Now that I have said that I am afraid of negative feedback I want you to know if I involve you in the beta testing I need negative feedback (If you are not involved in my beta testing but want to be, please let me know). Having fewer things screwed up than my competitors is vital to my success. I guess mostly I am trying to let you know I'm going through quite a bit inside and it really kills me that my efforts haven't amounted to more. I have no desire to spend thousands of dollars printing discs containing a game with bugs that are going to prevent the game's success.

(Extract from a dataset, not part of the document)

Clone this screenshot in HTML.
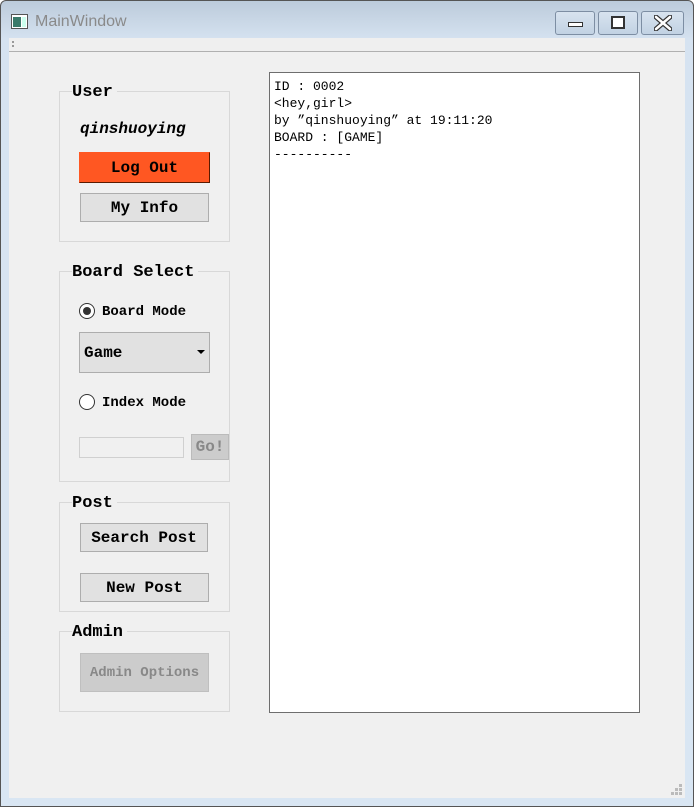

OK, off work, and very disturbing images, I'll get back to life for a little bit. We did a bit of story book cooking this week. I'm not sure how many of my four readers are familiar with the story of Stone Soup. In case you aren't, I'll spoil it for you by telling you it is a story about some travelers that trick a village into fixing a delicious meal for them by telling them they will cook Stone Soup. The soup starts by boiling stones in water which gets all of the townsfolk interested and the travelers tell them little by little ways to make the stone soup even better by adding little things like herbs, vegetables and meat. The kids love to have Lexie make stone soup. She is very careful to scrub and boil the rocks she uses and has come up with a great soup recipe to put around it. We had an added treat by an experiment with adding ham and swiss cheese to a bread recipe. That was very good with soup. The other storybook cooking which was done was the chocolate cake mentioned earlier as the summit snack. I didn't hear the story, actually I think I did, but wasn't paying attention, at any rate, the gist of it is something called thunder cake. When you hear thunder you need to have the cake finished and in the oven before the rain falls to have a real thunder cake. To Dallin's disappointment we wound up with a chocolate cake, in that the thunder and rain came at almost the same time. Of course there are worse things in life than to be stuck with a chocolate cake and the need to try again for a thunder cake.